=NetarchiveSuite Overview= software to harvest, archive and browse large parts of the internet. Introduction The primary function of the NetarchiveSuite is to plan, schedule and archive web harvests of parts of the internet. We use Heritrix as our webcrawler. The NetarchiveSuite can organize three different kinds of harvests: * Event harvesting (organize harvests of a set of domains related to a specific event (e.g. 9/11, Royal Weddings, Elections and so on)).
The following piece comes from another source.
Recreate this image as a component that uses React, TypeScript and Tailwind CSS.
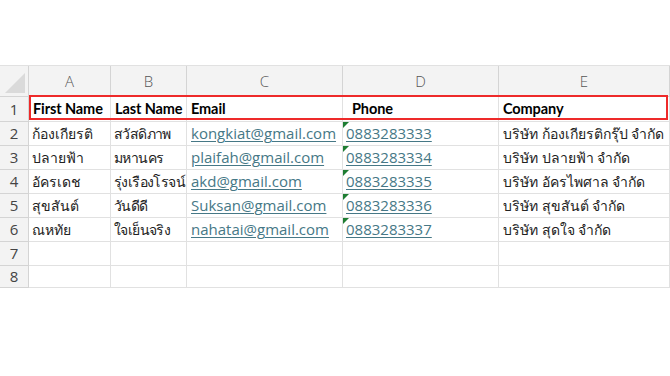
import React from "react";

const rows = [
  ["ก้องเกียรติ", "สวัสดิภาพ", "kongkiat@gmail.com", "0883283333", "บริษัท ก้องเกียรติกรุ๊ป จำกัด"],
  ["ปลายฟ้า", "มหานคร", "plaifah@gmail.com", "0883283334", "บริษัท ปลายฟ้า จำกัด"],
  ["อัครเดช", "รุ่งเรืองโรจน์", "akd@gmail.com", "0883283335", "บริษัท อัครไพศาล จำกัด"],
  ["สุขสันต์", "วันดีดี", "Suksan@gmail.com", "0883283336", "บริษัท สุขสันต์ จำกัด"],
  ["ณหทัย", "ใจเย็นจริง", "nahatai@gmail.com", "0883283337", "บริษัท สุดใจ จำกัด"],
];

const cell = "border-r border-b border-[#e1e1e1] flex items-center overflow-hidden whitespace-nowrap";
const rowHead = "border-r border-b border-[#d4d4d4] bg-[#f3f3f3] flex items-center justify-center text-[#444] text-[15px]";
const colHead = "border-r border-b border-[#d4d4d4] bg-[#f3f3f3] flex items-center justify-center text-[#555] text-[15px] font-light";
const head = "font-bold text-[14.5px] text-black tracking-[-0.1px]";
const thai = "text-[14px] text-[#222]";

export default function App() {
  return (
    <div className="w-[670px] h-[376px] bg-white overflow-hidden" style={{ fontFamily: '"Open Sans", "Noto Sans", sans-serif' }}>
      <div className="h-[65px]" />
      <div className="relative">
        <div className="grid grid-cols-[29px_82px_76px_156px_156px_171px] grid-rows-[31px_25px_24px_24px_24px_24px_24px_24px_22px] border-t border-[#e1e1e1] text-[#222] text-[15px]">
          <div className="border-r border-b border-[#d4d4d4] bg-[#f3f3f3] relative">
            <div className="absolute right-[3px] bottom-[3px] w-0 h-0 border-l-[20px] border-l-transparent border-b-[20px] border-b-[#dadada]" />
          </div>
          {["A", "B", "C", "D", "E"].map((c) => (
            <div key={c} className={colHead}>{c}</div>
          ))}
          <div className={rowHead}>1</div>
          <div className={`${cell} pl-[4px] ${head}`} style={{ fontFamily: "Lato, sans-serif" }}>First Name</div>
          <div className={`${cell} pl-[4px] ${head}`} style={{ fontFamily: "Lato, sans-serif" }}>Last Name</div>
          <div className={`${cell} pl-[4px] ${head}`} style={{ fontFamily: "Lato, sans-serif" }}>Email</div>
          <div className={`${cell} pl-[9px] ${head}`} style={{ fontFamily: "Lato, sans-serif" }}>Phone</div>
          <div className={`${cell} pl-[4px] ${head}`} style={{ fontFamily: "Lato, sans-serif" }}>Company</div>
          {rows.map((r, i) => (
            <React.Fragment key={i}>
              <div className={rowHead}>{i + 2}</div>
              <div className={`${cell} pl-[3px] ${thai}`}>{r[0]}</div>
              <div className={`${cell} pl-[3px] ${thai} tracking-[-0.6px]`}>{r[1]}</div>
              <div className={`${cell} pl-[4px] text-[#467886] underline underline-offset-2`}>{r[2]}</div>
              <div className={`${cell} pl-[3px] text-[#467886] underline underline-offset-2 relative`}>
                <div className="absolute left-0 top-0 w-0 h-0 border-t-[6px] border-t-[#1e7d32] border-r-[6px] border-r-transparent" />
                {r[3]}
              </div>
              <div className={`${cell} pl-[4px] ${thai}`}>{r[4]}</div>
            </React.Fragment>
          ))}
          {[7, 8].map((n) => (
            <React.Fragment key={n}>
              <div className={rowHead}>{n}</div>
              <div className={cell} />
              <div className={cell} />
              <div className={cell} />
              <div className={cell} />
              <div className={cell} />
            </React.Fragment>
          ))}
        </div>
        <div className="absolute left-[29px] top-[30px] w-[639px] h-[25px] border-2 border-[#ee2a2a] pointer-events-none" />
      </div>
    </div>
  );
}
The software has been designed with the following in mind: * Friendly to non-developers - designed to be usable by librarians and curators with a minimum of technical supervision

The modules in the NetarchiveSuite The NetarchiveSuite is split into four main modules: One module with common functionality and three modules corresponding to ingesting, archiving and accessing. dk.netarkivet.common module The framework, and utilities used by the whole suite, like exceptions, settings, messaging, filetransfer (RemoteFile), and logging. It also defines the interfaces used to communicate between the different modules, to support alternative implementations. dk.netarkivet.harvester module This module handles defining, scheduling, and performing harvests. * Harvesting uses Heritrix from Internet Archive as the crawler, the harvesting module allows flexible automated definitions of harvests. The system allows the full power of Heritrix, given knowledge of the Heritrix crawler. NetarchiveSuite wraps the crawler in an easy-to-use interface that handles scheduling and configuring the crawl, and distributing it to several crawling servers.

dk.netarkivet.archive module This module allows running a repository with replication, active bit consistency checks for bitpreservation, and support for distributed batch jobs on the archive. * The archiving component offers a secure environment for storing your harvested material. It is designed for high preservation guarantees on bit preservation.

dk.netarkivet.viewerproxy module This module gives access to previously harvested material, through a proxy solution. * The viewerproxy component supports transparent access to the harvested data, using a proxy solution, and an archive with an index.

For developers * The modules are loosely coupled, communicating through interfaces, with the implementation replacable without recompiling.